Hydro-thermal-solid modeling of artificial ground freezing through cold gas convection

Abstract

The inrush of groundwater impairs heating efficiency during oil shale in situ pyrolysis mining, and it also increases oily waste-water production. Artificial ground freezing (AGF) is an ideal method to block the adverse groundwater infiltration, while the poor freezing performance and high energy consumption of the current AGF pattern are the biggest obstacles, even failing at high-velocity seepage flow. This study proposed and investigated a novel pattern of AGF through cold gas convection (GC) for oil shale in situ reservoir, this pattern have the potential to enhance the freezing performances, especially when encounters the high-velocity seepage flow.
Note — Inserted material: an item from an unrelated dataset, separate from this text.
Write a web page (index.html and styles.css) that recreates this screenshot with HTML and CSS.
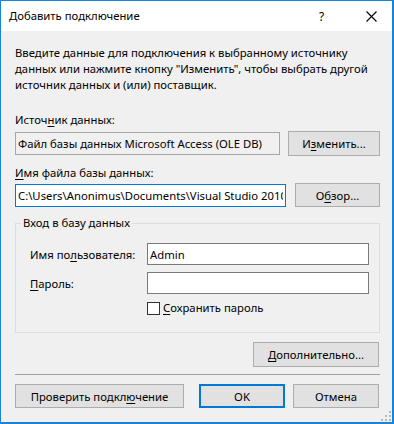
FILE: index.html
```html
<!DOCTYPE html>
<html lang="ru">

<head>
    <meta charset="UTF-8">
    <title>Добавить подключение</title>
    <link rel="stylesheet" href="styles.css">
</head>

<body>

    <div class="dialog">
        <!-- Title Bar -->
        <div class="titlebar">
            <span class="title">Добавить подключение</span>
            <span class="help">?</span>
            <svg class="close" width="11" height="11" viewBox="0 0 11 11">
                <path d="M0.5 0.5 L10.5 10.5 M10.5 0.5 L0.5 10.5" stroke="#000" stroke-width="1.1" fill="none" />
            </svg>
        </div>

        <div class="content">
            <p class="intro">Введите данные для подключения к выбранному источнику<br>данных или нажмите кнопку "Изменить", чтобы выбрать другой<br>источник данных и (или) поставщик.</p>

            <!-- Data Source -->
            <label class="field-label first">Источ<u>н</u>ик данных:</label>
            <div class="row">
                <div class="textbox readonly source">Файл базы данных Microsoft Access (OLE DB)</div>
                <button type="button" class="btn btn-change">И<u>з</u>менить...</button>
            </div>

            <!-- Database File -->
            <label class="field-label"><u>И</u>мя файла базы данных:</label>
            <div class="row">
                <input type="text" class="textbox focused file" value="C:\Users\Anonimus\Documents\Visual Studio 2010\Projects\db.mdb">
                <button type="button" class="btn btn-browse">О<u>б</u>зор...</button>
            </div>

            <!-- Login Group -->
            <fieldset class="login">
                <legend>Вход в базу данных</legend>
                <div class="login-row">
                    <label class="login-label">Имя по<u>л</u>ьзователя:</label>
                    <input type="text" class="textbox login-input" value="Admin">
                </div>
                <div class="login-row">
                    <label class="login-label"><u>П</u>ароль:</label>
                    <input type="password" class="textbox login-input">
                </div>
                <label class="check-row">
                    <span class="checkbox"></span>
                    <span><u>С</u>охранить пароль</span>
                </label>
            </fieldset>

            <div class="advanced-row">
                <button type="button" class="btn btn-advanced"><u>Д</u>ополнительно...</button>
            </div>

            <div class="separator"></div>

            <!-- Footer Buttons -->
            <div class="footer">
                <button type="button" class="btn btn-test">Проверить подкл<u>ю</u>чение</button>
                <button type="button" class="btn btn-ok">OK</button>
                <button type="button" class="btn btn-cancel">Отмена</button>
            </div>
        </div>

        <!-- Size Grip -->
        <svg class="grip" width="10" height="10" viewBox="0 0 10 10">
            <rect x="8" y="0" width="2" height="2" fill="#b8b8b8" />
            <rect x="4" y="4" width="2" height="2" fill="#b8b8b8" />
            <rect x="8" y="4" width="2" height="2" fill="#b8b8b8" />
            <rect x="0" y="8" width="2" height="2" fill="#b8b8b8" />
            <rect x="4" y="8" width="2" height="2" fill="#b8b8b8" />
            <rect x="8" y="8" width="2" height="2" fill="#b8b8b8" />
        </svg>
    </div>

</body>

</html>
```

FILE: styles.css
```css
/* General Styles */
body {
    margin: 0;
    font-family: 'Noto Sans', 'Open Sans', sans-serif;
    font-size: 11.3px;
    color: #000;
    background: #f0f0f0;
}

u {
    text-decoration: underline;
    text-underline-offset: 2px;
}

/* Dialog Window */
.dialog {
    position: relative;
    width: 394px;
    height: 424px;
    box-sizing: border-box;
    border: 1px solid #1883d7;
    border-right-width: 2px;
    border-bottom-width: 2px;
    background: #f0f0f0;
}

/* Title Bar */
.titlebar {
    height: 30px;
    background: #fff;
    display: flex;
    align-items: center;
    padding-left: 8px;
}

.title {
    flex: 1;
    line-height: 16px;
}

.help {
    width: 10px;
    font-size: 12px;
    margin-right: 37px;
}

.close {
    margin-right: 15px;
}

/* Content */
.content {
    padding: 14px 12px 0 14px;
}

.intro {
    margin: 0;
    line-height: 16px;
    white-space: nowrap;
}

.field-label {
    display: block;
    line-height: 16px;
    margin-top: 9px;
}

.field-label.first {
    margin-top: 19px;
}

.row {
    display: flex;
    align-items: center;
    justify-content: space-between;
    margin-top: 2px;
    width: 365px;
}

.field-label.first + .row {
    margin-top: 3px;
}

/* Text Boxes */
.textbox {
    box-sizing: border-box;
    height: 23px;
    border: 1px solid #7a7a7a;
    background: #fff;
    font-family: inherit;
    font-size: 11.3px;
    color: #000;
    padding: 0 2px;
    margin: 0;
    outline: none;
}

.textbox.readonly {
    background: #f0f0f0;
    border-color: #a6a6a6;
    line-height: 21px;
    white-space: nowrap;
    overflow: hidden;
}

.source {
    width: 265px;
}

.file {
    width: 271px;
    border-color: #0078d7;
}

/* Buttons */
.btn {
    box-sizing: border-box;
    height: 25px;
    margin: 0;
    padding: 0;
    border: 1px solid #adadad;
    background: #e1e1e1;
    font-family: inherit;
    font-size: 11.3px;
    color: #000;
}

.btn-change {
    width: 92px;
}

.btn-browse {
    width: 85px;
    height: 24px;
}

/* Login Group Box */
.login {
    width: 365px;
    box-sizing: border-box;
    margin: 8px 0 0 0;
    padding: 12px 10px 16px 14px;
    border: 1px solid #dcdcdc;
}

.login legend {
    margin-left: -9px;
    padding: 0 2px;
    line-height: 16px;
}

.login-row {
    display: flex;
    align-items: center;
    margin-bottom: 7px;
}

.login-label {
    width: 117px;
}

.login-input {
    width: 222px;
    height: 22px;
}

.check-row {
    display: flex;
    align-items: center;
    margin-left: 117px;
    margin-top: -1px;
    line-height: 16px;
}

.checkbox {
    width: 13px;
    height: 13px;
    box-sizing: border-box;
    border: 1px solid #333;
    background: #fff;
    margin-right: 3px;
}

/* Advanced */
.advanced-row {
    display: flex;
    justify-content: flex-end;
    width: 364px;
    margin-top: 9px;
}

.btn-advanced {
    width: 126px;
}

.separator {
    width: 365px;
    height: 1px;
    background: #a0a0a0;
    margin-top: 7px;
}

/* Footer */
.footer {
    display: flex;
    margin-top: 9px;
}

.footer .btn {
    height: 24px;
}

.btn-test {
    width: 169px;
}

.btn-ok {
    width: 86px;
    margin-left: 15px;
    border: 2px solid #0078d7;
}

.btn-cancel {
    width: 86px;
    margin-left: 8px;
}

/* Size Grip */
.grip {
    position: absolute;
    right: 1px;
    bottom: 1px;
}
```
In this study, a coupled hydro-thermal-solid model was developed and numerical simulations were performed, the enhancement mechanism of freezing performances and energy conversion have been analyzed to reveal the superiority of the GC-AGF. The results indicated that the maximum freezing rates were twice the current AGF. With seepage flow, the shape of the frozen zone developed elliptically perpendicular to the seepage flow direction, and the effective radius of the frozen zone formed by GC-AGF decreased only by 10%–20 %, even at a higher-velocity seepage flow. The analysis showed that the gas-water two-phase zone was a barrier to the direct heat exchange between the infiltrated groundwater and the frozen zone, which was the enhancement mechanism of GC-AGF. Correspondingly, the specific energy consumption reduced from 8.0 × 107 to 3.8 × 107 J/m at a higher-velocity seepage flow. The results showed that the proposed GC-AGF method significantly enhanced the freezing performance with low energy consumption.